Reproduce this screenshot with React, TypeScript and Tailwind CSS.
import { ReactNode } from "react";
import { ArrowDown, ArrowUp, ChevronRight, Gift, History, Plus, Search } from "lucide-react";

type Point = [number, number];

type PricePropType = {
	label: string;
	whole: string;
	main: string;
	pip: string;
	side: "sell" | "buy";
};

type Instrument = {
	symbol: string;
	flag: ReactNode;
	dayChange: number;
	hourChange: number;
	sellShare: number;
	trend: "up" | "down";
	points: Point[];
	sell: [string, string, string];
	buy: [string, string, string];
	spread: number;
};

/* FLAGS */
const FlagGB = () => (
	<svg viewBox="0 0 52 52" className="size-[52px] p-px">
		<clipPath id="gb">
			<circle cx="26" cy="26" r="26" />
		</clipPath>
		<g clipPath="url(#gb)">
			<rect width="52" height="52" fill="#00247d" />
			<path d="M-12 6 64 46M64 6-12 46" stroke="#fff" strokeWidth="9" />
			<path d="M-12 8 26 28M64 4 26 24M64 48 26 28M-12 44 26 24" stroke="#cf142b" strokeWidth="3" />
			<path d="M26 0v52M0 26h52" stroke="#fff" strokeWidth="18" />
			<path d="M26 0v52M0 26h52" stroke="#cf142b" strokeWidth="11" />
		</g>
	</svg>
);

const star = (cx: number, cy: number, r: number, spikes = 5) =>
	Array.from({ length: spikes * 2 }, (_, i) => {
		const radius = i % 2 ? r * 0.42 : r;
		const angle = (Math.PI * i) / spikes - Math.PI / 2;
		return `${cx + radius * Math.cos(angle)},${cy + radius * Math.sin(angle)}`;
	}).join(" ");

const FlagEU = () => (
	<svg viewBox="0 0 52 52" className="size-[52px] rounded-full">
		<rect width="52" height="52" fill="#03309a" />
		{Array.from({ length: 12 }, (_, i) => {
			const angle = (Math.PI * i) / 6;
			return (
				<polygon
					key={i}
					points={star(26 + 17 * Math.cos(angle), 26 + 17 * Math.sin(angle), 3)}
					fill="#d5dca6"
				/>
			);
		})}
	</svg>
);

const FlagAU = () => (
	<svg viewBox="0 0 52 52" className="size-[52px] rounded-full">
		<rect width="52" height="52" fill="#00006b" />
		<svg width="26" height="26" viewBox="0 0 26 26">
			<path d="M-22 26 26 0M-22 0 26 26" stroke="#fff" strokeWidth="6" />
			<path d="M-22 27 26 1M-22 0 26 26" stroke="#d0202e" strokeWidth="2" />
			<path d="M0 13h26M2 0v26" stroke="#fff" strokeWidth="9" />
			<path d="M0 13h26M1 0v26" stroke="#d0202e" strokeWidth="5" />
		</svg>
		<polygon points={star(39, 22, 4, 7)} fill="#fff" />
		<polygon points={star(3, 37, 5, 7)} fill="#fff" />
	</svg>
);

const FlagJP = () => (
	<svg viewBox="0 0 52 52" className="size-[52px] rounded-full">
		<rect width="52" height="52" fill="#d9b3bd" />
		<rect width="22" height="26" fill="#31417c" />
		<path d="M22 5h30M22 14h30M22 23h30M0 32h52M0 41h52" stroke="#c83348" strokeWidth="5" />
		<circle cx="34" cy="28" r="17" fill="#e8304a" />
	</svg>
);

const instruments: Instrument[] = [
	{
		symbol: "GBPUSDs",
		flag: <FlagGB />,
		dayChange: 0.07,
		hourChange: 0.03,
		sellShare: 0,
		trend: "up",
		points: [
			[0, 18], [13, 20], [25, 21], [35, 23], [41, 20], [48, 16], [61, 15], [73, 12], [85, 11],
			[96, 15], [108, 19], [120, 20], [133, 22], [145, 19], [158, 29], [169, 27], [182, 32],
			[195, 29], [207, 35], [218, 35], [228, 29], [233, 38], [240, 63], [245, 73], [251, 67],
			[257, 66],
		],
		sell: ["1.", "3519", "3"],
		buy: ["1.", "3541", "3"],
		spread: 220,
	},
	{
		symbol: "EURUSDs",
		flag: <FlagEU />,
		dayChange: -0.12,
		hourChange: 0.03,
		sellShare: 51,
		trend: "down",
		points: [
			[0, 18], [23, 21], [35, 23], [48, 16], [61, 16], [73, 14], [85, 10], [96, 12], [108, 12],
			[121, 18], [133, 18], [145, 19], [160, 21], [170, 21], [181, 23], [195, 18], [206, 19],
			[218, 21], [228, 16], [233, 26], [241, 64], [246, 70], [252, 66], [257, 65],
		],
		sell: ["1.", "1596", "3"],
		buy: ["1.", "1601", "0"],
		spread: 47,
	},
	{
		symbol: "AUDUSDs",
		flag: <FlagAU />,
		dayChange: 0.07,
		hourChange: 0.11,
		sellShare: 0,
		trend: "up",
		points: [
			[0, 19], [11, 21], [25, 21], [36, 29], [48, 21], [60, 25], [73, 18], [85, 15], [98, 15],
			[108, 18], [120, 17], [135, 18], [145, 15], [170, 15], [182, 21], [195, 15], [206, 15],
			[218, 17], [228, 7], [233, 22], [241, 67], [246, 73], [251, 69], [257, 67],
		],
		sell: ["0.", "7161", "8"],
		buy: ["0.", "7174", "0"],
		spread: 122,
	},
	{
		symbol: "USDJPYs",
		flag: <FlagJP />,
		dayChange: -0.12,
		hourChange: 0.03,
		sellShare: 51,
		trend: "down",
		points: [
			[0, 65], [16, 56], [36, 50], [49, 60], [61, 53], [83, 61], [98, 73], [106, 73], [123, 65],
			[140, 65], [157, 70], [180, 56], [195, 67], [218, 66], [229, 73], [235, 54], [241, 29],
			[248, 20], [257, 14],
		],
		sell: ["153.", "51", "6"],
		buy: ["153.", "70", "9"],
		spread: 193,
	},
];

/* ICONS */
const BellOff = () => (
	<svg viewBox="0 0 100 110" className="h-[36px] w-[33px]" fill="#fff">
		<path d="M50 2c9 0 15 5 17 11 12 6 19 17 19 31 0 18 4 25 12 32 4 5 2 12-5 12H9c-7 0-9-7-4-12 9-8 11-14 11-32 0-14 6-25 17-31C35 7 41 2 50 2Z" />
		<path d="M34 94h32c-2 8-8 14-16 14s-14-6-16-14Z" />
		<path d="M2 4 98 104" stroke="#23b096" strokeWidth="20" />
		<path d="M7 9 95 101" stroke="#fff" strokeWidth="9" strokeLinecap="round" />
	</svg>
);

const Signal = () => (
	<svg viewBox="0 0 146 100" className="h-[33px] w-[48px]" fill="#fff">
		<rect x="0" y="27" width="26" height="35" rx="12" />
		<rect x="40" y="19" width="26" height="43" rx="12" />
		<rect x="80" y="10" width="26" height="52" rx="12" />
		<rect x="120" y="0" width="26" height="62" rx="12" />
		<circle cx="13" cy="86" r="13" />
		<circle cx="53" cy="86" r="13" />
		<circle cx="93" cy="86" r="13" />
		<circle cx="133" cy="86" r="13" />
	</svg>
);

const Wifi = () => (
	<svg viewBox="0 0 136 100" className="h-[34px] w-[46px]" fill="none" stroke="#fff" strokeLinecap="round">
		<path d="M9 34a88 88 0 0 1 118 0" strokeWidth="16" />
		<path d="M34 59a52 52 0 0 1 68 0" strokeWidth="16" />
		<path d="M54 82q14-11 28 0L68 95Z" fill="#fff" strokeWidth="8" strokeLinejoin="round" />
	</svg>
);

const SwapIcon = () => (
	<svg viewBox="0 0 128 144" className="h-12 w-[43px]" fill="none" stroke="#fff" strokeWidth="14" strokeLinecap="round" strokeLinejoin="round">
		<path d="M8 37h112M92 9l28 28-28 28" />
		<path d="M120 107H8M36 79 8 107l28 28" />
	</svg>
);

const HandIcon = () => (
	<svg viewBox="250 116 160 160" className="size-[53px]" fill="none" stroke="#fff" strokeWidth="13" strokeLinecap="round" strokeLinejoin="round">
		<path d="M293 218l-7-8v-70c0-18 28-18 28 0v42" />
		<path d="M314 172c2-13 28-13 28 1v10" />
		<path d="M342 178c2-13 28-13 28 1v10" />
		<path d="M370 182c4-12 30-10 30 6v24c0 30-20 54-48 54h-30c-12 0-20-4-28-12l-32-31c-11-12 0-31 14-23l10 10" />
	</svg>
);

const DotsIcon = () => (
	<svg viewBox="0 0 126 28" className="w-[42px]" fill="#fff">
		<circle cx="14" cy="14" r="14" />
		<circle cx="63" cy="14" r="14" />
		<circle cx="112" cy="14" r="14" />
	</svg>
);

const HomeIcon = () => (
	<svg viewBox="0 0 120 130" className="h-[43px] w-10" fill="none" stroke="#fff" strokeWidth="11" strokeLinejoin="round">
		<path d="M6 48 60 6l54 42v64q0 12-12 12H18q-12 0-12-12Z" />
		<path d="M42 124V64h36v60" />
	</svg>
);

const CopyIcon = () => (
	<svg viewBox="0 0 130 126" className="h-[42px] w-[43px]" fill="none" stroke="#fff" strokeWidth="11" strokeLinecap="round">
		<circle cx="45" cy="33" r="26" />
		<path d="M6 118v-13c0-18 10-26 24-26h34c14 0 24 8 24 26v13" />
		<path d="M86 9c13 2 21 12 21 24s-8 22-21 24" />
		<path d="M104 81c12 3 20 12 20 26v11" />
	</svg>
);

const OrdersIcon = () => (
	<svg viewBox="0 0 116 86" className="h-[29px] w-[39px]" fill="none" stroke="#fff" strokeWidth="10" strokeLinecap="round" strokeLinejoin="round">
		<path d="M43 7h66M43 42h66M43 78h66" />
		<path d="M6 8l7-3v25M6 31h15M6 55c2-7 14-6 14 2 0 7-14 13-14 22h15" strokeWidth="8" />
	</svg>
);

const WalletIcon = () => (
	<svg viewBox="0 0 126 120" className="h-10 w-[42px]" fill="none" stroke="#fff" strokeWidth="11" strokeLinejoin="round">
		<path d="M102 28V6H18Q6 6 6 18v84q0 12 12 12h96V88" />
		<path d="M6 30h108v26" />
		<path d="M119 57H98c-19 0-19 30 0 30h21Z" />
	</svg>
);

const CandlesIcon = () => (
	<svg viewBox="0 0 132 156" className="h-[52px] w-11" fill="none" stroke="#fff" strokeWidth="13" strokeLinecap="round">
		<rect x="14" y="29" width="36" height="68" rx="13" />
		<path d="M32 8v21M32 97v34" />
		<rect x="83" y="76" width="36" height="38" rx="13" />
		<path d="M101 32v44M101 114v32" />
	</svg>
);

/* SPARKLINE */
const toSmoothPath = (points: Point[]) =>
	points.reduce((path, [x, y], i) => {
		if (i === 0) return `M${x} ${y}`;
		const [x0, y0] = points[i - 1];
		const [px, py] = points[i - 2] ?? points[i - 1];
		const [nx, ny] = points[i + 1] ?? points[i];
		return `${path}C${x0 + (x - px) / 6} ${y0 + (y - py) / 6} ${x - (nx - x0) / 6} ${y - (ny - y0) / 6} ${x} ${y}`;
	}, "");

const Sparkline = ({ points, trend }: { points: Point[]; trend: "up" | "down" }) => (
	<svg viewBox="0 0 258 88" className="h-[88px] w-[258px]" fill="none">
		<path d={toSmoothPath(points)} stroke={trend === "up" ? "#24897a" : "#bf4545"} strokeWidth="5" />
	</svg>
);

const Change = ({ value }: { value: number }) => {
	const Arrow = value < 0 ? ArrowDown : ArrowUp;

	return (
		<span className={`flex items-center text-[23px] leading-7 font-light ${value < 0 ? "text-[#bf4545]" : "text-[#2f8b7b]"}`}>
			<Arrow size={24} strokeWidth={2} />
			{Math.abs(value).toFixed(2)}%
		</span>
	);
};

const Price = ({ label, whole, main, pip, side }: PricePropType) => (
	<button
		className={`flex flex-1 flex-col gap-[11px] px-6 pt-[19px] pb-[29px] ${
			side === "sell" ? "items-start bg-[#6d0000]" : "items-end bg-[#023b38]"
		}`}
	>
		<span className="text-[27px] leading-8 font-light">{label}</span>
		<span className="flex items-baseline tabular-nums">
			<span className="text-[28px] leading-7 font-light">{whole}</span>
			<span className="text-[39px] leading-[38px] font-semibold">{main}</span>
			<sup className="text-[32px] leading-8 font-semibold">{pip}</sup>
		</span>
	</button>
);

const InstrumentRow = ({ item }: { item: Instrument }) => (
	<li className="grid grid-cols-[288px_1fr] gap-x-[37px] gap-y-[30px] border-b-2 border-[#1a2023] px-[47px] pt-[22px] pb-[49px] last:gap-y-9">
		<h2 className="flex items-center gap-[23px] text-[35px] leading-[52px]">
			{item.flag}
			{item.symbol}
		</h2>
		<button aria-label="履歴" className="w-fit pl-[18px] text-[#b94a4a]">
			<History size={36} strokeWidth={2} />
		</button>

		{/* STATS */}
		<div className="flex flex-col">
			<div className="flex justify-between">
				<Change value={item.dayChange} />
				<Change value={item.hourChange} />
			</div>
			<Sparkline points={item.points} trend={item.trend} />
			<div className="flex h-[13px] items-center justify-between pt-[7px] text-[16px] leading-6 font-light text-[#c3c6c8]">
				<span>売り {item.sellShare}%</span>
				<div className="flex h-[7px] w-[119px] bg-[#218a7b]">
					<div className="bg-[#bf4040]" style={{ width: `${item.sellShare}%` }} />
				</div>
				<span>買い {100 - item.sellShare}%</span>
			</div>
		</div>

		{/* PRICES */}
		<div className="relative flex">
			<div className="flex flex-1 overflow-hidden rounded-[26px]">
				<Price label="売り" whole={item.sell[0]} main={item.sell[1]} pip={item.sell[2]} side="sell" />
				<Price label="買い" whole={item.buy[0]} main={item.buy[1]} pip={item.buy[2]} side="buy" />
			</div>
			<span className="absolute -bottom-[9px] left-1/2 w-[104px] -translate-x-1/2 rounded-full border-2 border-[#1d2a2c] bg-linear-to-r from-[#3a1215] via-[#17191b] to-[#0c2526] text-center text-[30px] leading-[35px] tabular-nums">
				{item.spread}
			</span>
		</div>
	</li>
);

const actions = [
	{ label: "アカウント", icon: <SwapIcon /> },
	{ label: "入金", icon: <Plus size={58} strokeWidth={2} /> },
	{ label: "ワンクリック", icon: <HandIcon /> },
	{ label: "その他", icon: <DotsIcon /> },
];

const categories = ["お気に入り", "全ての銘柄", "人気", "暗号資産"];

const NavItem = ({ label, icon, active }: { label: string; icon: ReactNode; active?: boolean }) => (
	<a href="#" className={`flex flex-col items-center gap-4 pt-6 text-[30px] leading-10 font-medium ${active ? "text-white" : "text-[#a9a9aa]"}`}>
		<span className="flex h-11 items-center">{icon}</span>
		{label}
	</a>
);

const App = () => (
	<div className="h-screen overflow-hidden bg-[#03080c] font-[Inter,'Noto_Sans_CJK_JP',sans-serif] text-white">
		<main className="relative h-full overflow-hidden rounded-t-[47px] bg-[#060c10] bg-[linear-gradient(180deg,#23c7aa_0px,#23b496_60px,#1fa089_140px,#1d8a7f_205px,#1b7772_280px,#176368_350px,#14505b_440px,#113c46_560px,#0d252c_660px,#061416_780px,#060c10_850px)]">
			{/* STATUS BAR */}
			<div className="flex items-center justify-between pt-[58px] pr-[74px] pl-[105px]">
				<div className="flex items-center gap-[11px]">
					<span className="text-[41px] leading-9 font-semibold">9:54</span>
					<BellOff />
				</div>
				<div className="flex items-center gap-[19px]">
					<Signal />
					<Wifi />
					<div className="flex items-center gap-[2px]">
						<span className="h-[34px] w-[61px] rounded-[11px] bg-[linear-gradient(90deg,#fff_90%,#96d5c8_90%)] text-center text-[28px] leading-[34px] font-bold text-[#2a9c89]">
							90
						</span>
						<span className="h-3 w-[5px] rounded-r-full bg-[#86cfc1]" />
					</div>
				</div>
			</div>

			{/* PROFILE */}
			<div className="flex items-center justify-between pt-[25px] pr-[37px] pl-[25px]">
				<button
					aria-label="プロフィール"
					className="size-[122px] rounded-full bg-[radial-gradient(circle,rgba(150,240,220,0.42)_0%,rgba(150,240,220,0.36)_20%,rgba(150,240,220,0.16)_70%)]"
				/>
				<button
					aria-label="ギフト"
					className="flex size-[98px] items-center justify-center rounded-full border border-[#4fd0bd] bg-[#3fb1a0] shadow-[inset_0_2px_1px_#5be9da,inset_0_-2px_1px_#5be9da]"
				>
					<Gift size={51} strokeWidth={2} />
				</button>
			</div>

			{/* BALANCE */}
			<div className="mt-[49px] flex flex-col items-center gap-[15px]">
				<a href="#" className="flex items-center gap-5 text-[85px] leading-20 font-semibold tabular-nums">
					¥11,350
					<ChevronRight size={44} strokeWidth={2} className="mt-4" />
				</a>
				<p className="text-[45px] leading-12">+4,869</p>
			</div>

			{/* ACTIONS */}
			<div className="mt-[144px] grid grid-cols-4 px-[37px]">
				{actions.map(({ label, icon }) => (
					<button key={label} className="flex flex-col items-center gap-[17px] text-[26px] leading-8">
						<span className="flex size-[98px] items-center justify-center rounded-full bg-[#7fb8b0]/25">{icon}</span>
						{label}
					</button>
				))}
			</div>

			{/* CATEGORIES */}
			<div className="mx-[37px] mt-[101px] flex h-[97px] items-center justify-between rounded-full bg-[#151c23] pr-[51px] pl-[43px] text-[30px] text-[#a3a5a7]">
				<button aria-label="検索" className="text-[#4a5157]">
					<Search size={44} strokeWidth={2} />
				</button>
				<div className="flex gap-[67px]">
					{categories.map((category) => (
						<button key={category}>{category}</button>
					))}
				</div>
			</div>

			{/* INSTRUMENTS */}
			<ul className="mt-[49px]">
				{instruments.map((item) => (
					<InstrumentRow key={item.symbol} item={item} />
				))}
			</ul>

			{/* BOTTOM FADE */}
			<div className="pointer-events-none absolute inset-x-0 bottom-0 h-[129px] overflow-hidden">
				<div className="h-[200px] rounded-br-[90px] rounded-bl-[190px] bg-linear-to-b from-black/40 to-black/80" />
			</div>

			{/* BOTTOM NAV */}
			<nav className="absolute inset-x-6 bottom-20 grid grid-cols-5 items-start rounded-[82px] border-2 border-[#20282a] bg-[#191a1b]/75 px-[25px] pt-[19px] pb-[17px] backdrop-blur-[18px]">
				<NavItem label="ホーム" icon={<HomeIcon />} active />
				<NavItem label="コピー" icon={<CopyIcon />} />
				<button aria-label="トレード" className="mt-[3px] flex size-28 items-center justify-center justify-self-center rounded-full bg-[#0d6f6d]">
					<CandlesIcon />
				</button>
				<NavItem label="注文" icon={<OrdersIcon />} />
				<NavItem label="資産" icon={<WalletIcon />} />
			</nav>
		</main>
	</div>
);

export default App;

───

▶ **Short exercise**: Set down, exactly as written, each line of the data from its opening line through the one containing "type Point = [number, number];". Output nothing more.

▶ **Response**:
Reproduce this screenshot with React, TypeScript and Tailwind CSS.
import { ReactNode } from "react";
import { ArrowDown, ArrowUp, ChevronRight, Gift, History, Plus, Search } from "lucide-react";

type Point = [number, number];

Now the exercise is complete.